## [SHORT TASK]
Your copy should hold exactly the lines from the one containing "Generate a component" to the one containing "const menuItems = ['Open", inclusive, with no pictures.

## [SUPPLIED MATERIAL]

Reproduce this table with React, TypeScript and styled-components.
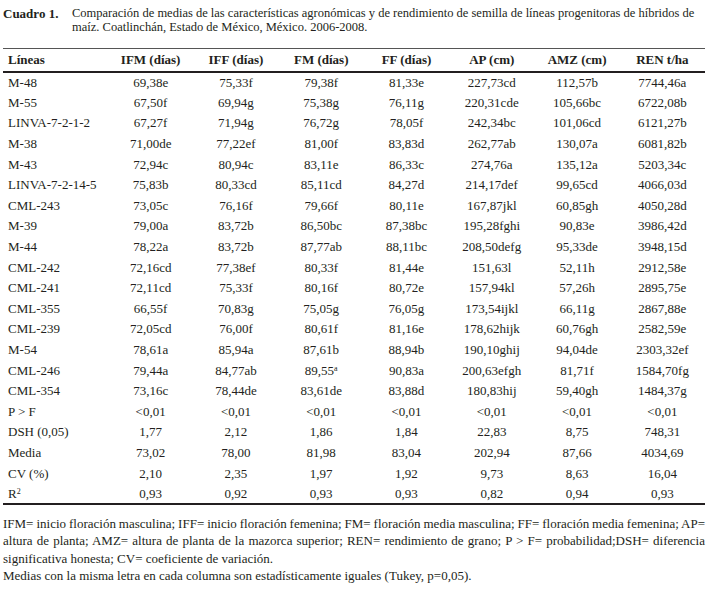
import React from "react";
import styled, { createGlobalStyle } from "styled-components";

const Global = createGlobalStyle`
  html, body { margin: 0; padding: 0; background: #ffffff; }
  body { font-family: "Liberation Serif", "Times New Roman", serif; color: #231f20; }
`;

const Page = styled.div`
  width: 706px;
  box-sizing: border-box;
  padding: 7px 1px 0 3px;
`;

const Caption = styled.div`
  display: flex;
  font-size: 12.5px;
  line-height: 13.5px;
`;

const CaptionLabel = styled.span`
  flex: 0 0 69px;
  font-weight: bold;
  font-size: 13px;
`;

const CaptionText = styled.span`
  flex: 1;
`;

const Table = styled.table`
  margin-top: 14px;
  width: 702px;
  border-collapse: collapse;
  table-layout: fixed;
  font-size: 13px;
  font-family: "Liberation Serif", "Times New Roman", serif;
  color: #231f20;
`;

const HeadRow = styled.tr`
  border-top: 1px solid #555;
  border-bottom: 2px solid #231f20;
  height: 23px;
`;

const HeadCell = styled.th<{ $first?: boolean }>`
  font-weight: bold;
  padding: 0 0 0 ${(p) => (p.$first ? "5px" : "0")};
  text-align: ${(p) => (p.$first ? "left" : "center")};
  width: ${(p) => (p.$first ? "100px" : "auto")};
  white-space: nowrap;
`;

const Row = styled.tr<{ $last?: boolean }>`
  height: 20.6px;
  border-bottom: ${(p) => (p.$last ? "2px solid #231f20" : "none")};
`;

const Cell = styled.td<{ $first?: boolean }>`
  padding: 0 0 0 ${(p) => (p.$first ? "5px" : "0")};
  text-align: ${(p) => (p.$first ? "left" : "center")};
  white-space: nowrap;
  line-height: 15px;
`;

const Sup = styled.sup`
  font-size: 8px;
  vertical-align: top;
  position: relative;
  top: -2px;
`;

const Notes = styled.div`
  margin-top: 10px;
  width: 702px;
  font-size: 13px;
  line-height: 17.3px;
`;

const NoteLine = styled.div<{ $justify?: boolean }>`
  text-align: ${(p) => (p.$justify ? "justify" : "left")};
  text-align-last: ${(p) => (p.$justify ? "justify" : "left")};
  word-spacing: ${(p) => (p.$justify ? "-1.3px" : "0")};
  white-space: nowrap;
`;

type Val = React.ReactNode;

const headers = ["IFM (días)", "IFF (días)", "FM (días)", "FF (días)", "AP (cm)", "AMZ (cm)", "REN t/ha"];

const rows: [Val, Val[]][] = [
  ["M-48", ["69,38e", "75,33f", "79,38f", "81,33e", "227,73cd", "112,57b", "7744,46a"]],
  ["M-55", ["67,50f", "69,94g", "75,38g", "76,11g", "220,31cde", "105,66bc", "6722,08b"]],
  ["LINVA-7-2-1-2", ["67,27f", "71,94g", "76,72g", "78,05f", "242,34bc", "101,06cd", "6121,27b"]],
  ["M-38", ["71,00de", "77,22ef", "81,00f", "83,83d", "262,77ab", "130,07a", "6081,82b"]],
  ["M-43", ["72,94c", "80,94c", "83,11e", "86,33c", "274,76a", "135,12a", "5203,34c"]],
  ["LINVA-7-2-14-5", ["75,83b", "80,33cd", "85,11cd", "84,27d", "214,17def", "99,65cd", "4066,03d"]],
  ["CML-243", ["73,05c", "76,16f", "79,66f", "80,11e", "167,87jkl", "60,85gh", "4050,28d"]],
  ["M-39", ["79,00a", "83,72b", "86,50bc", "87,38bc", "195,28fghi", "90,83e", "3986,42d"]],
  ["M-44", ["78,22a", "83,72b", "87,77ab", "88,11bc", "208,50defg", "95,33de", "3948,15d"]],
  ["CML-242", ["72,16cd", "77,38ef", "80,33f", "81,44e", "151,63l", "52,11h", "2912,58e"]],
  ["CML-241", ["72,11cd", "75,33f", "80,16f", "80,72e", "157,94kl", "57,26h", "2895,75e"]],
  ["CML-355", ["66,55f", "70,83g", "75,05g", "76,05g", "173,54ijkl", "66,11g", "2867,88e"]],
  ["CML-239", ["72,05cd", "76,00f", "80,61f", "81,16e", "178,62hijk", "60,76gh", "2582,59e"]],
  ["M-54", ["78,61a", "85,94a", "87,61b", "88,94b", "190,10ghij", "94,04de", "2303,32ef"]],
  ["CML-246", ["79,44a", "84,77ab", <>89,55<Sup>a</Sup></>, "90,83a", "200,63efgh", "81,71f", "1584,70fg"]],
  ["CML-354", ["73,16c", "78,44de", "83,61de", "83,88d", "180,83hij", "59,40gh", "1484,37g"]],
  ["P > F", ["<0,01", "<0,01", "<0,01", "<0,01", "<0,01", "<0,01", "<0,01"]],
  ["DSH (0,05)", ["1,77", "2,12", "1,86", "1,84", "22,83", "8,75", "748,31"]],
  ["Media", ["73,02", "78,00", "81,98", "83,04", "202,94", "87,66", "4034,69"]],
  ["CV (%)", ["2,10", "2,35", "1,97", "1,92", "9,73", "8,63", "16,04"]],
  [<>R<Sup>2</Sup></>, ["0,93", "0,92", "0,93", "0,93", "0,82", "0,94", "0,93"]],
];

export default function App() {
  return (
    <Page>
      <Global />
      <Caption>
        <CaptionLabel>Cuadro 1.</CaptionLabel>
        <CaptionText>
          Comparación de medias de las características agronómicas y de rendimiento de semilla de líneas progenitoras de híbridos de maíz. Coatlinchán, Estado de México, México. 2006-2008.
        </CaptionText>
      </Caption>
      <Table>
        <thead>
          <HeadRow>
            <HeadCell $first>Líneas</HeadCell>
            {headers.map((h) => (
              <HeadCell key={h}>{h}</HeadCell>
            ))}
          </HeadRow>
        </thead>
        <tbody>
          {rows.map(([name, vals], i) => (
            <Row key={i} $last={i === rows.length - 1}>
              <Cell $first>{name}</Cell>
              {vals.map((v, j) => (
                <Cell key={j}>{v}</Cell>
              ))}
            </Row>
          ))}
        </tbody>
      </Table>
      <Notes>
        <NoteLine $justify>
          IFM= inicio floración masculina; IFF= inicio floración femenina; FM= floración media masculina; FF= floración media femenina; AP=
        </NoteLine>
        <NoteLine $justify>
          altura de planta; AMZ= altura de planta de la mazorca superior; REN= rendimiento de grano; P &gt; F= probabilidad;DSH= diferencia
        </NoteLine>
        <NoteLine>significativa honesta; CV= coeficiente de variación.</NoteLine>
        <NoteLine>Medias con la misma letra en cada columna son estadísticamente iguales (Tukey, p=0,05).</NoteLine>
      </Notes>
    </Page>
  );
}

...

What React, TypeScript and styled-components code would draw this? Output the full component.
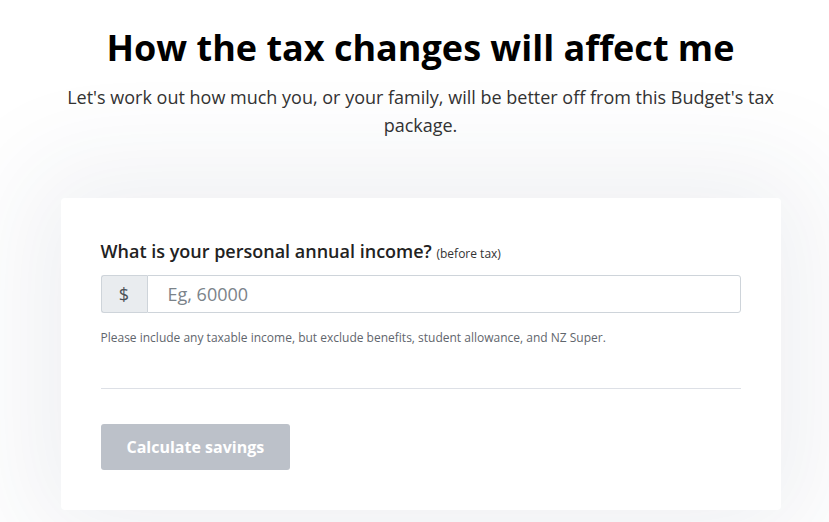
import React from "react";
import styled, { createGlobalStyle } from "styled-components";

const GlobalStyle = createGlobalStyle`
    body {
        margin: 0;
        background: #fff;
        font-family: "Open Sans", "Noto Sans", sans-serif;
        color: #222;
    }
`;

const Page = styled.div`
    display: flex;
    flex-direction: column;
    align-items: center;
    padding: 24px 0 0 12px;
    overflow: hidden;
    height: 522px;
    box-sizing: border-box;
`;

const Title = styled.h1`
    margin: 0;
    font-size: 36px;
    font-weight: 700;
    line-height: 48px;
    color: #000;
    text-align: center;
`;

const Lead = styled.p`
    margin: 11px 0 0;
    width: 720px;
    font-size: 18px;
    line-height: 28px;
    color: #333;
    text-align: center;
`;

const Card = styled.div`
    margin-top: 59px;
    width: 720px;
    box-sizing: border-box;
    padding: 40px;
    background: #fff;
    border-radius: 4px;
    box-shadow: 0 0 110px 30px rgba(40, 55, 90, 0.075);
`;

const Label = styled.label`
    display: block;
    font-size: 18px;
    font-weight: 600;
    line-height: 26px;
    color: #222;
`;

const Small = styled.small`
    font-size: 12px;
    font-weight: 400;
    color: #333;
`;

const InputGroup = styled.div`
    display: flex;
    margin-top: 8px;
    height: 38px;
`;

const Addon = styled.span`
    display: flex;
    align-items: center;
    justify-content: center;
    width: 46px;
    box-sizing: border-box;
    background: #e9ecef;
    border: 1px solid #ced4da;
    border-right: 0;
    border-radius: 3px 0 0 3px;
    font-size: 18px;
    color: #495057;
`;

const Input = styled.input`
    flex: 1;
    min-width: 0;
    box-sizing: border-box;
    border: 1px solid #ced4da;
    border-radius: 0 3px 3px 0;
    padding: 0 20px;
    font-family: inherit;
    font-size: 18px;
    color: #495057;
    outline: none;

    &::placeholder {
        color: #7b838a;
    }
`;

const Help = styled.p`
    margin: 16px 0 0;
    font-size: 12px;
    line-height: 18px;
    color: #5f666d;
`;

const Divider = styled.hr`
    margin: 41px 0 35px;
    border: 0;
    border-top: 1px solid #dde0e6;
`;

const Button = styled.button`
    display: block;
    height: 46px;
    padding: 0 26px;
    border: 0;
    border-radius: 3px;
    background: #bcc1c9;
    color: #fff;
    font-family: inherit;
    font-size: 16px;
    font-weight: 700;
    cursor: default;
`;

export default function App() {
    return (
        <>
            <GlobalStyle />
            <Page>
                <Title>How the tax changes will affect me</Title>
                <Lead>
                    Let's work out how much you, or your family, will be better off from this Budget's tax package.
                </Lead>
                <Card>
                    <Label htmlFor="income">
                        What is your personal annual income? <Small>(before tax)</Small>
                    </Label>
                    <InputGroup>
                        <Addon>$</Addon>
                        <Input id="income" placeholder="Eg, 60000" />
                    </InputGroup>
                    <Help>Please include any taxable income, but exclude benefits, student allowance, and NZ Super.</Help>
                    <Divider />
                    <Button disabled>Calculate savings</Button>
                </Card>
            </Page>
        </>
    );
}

* * *

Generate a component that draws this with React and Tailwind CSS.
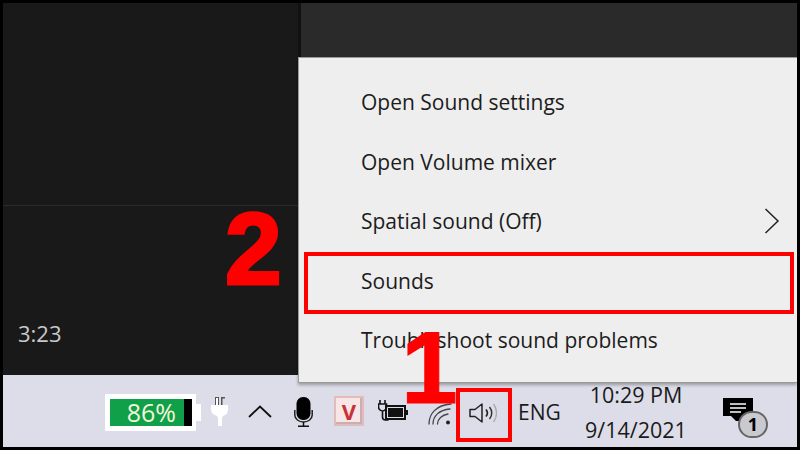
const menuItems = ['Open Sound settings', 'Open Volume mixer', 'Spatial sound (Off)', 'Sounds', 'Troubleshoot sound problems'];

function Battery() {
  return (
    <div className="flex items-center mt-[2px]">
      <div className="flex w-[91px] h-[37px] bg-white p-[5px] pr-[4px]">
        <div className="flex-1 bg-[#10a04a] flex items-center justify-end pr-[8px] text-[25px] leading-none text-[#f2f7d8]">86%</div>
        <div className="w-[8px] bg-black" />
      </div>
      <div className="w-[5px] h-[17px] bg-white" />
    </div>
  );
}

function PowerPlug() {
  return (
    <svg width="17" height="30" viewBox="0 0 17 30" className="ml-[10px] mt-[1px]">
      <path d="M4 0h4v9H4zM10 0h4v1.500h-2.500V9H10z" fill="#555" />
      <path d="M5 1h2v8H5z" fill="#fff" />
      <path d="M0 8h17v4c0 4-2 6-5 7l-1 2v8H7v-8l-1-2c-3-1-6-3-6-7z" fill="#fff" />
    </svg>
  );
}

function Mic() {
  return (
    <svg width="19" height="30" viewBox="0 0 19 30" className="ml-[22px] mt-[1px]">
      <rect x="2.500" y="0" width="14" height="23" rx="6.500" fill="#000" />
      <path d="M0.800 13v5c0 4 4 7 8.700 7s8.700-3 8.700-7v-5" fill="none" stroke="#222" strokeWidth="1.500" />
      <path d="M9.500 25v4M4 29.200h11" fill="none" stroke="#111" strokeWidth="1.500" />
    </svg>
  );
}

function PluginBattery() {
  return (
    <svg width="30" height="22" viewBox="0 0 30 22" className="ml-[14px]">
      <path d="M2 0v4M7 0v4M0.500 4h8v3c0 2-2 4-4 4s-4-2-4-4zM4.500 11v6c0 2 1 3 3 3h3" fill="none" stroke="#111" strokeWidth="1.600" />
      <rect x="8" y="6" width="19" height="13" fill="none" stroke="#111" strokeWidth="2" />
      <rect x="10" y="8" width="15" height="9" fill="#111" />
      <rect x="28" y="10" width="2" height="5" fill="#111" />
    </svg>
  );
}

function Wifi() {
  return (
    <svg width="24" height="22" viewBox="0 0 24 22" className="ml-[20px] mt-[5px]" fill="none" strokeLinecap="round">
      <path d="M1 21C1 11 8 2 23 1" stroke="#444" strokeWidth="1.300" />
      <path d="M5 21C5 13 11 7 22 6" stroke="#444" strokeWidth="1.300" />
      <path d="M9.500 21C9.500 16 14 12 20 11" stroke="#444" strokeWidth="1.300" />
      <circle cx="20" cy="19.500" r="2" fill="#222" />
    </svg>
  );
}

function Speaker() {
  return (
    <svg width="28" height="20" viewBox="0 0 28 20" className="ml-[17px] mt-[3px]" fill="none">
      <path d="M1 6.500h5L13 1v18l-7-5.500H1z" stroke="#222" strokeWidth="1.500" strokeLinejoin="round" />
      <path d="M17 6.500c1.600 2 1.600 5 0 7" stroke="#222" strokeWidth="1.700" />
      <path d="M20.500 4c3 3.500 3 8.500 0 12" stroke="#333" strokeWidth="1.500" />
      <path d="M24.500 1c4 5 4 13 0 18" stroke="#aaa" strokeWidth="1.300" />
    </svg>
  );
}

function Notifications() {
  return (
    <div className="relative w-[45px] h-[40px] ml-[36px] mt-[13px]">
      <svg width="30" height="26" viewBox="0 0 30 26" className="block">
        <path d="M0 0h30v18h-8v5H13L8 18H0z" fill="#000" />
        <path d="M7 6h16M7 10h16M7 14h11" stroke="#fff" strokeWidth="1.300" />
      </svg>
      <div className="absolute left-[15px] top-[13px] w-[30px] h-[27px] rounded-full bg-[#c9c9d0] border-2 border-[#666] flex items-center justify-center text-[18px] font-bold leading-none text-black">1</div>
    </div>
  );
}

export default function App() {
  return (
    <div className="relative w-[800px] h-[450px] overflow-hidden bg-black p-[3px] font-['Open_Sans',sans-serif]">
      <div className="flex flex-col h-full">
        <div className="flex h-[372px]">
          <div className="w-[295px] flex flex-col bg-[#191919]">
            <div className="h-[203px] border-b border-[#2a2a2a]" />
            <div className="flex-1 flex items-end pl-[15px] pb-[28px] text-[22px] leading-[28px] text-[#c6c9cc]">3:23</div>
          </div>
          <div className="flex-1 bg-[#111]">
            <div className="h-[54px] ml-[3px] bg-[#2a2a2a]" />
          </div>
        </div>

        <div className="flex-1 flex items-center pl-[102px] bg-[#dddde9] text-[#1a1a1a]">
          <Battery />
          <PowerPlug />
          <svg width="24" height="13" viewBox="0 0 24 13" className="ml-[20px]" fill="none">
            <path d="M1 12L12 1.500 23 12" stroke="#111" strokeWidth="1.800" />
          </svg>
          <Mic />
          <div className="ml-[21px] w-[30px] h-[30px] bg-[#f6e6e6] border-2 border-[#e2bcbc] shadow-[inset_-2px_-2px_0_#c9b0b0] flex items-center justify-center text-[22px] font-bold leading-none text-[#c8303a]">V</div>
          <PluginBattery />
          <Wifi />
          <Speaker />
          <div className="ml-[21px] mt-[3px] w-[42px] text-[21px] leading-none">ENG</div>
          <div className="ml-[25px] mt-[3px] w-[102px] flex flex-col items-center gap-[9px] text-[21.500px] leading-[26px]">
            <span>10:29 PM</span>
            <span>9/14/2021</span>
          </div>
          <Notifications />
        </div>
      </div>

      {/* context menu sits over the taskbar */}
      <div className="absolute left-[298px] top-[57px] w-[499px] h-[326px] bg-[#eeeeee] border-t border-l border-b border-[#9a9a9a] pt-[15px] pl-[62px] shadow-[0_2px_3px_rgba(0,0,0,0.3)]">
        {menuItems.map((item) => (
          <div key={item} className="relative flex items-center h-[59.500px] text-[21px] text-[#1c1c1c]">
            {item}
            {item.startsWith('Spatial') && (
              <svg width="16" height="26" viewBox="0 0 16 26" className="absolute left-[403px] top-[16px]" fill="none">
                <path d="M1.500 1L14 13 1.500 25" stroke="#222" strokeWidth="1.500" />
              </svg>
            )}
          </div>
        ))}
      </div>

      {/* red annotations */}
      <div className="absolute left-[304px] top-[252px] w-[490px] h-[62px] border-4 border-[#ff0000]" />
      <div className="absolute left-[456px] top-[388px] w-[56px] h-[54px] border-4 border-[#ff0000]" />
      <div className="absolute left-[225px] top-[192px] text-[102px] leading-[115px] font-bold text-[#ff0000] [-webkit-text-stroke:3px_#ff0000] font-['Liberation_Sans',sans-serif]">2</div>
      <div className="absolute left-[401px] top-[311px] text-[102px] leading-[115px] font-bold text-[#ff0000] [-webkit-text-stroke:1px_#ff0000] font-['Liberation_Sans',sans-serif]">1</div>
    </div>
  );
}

## [ANSWER FOR THIS EXERCISE]
Generate a component that draws this with React and Tailwind CSS.
const menuItems = ['Open Sound settings', 'Open Volume mixer', 'Spatial sound (Off)', 'Sounds', 'Troubleshoot sound problems'];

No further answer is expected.